_Material for the task_:
[Begin]
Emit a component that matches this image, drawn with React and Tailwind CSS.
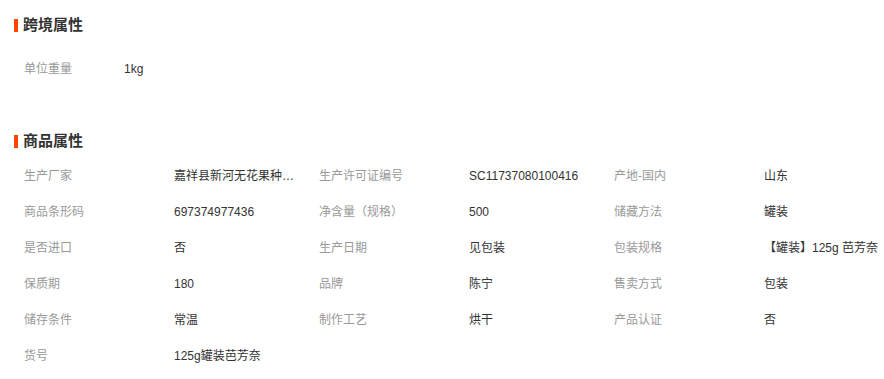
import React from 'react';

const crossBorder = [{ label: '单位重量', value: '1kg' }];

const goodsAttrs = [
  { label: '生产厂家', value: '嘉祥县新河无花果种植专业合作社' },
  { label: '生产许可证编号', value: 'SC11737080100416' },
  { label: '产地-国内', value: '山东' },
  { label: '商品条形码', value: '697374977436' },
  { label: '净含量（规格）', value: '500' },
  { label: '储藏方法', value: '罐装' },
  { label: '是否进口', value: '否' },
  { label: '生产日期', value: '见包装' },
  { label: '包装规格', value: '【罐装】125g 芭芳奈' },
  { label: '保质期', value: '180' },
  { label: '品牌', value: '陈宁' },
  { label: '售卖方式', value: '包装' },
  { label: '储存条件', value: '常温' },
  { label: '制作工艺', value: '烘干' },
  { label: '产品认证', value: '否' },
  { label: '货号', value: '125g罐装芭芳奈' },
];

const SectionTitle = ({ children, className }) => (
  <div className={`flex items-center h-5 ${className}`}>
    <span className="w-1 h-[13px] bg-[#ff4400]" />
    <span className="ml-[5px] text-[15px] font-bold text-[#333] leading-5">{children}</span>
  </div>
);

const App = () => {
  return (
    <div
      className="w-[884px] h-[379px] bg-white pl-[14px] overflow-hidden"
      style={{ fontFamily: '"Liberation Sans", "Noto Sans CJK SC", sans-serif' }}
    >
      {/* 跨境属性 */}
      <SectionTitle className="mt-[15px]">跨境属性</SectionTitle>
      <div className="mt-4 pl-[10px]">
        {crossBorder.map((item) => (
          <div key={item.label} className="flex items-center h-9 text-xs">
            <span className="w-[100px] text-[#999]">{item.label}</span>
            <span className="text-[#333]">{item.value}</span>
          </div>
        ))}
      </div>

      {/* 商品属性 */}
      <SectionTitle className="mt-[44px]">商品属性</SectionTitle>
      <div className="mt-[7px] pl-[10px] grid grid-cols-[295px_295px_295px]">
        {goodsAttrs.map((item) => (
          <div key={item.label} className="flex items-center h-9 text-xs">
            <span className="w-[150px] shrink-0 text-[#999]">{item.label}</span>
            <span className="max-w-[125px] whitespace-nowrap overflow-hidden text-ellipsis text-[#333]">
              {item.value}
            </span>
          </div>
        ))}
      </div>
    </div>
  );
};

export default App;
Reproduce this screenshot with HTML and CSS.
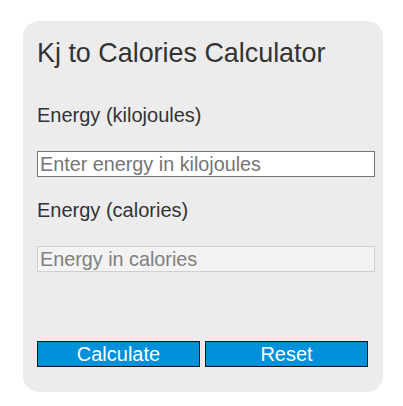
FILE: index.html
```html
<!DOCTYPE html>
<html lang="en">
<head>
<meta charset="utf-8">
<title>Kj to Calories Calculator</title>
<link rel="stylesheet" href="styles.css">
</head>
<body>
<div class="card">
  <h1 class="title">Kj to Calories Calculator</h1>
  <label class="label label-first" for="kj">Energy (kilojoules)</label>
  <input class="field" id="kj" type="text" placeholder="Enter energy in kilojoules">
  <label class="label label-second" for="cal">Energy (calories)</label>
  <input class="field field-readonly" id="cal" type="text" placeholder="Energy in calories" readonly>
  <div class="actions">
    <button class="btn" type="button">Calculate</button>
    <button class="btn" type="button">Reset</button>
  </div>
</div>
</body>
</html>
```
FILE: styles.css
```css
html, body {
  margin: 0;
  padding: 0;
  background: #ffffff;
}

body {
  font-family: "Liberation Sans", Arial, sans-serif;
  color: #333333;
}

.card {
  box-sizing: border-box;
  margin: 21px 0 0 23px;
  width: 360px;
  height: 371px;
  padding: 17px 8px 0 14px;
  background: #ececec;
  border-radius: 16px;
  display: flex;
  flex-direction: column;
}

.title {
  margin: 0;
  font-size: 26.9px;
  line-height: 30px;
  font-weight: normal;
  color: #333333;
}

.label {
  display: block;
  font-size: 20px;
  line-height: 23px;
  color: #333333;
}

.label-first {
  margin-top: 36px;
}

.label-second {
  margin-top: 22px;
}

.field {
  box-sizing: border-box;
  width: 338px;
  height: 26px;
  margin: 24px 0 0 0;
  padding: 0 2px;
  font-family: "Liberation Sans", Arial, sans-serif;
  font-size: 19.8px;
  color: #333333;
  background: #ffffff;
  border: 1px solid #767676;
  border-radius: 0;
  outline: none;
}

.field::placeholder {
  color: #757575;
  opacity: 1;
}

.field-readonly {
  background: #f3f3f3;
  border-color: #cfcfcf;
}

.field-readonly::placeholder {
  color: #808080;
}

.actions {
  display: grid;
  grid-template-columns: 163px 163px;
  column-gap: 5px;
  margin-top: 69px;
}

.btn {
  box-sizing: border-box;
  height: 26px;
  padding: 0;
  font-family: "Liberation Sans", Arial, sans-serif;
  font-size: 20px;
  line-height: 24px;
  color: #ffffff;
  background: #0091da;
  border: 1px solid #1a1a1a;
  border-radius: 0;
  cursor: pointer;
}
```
[End]
_What the exercise asks_: The images in the entries above should be left out; please reproduce exactly the lines from the first through the one containing "label: '单位重量', value: '1kg'".

_Answer in full_:
Emit a component that matches this image, drawn with React and Tailwind CSS.
import React from 'react';

const crossBorder = [{ label: '单位重量', value: '1kg' }];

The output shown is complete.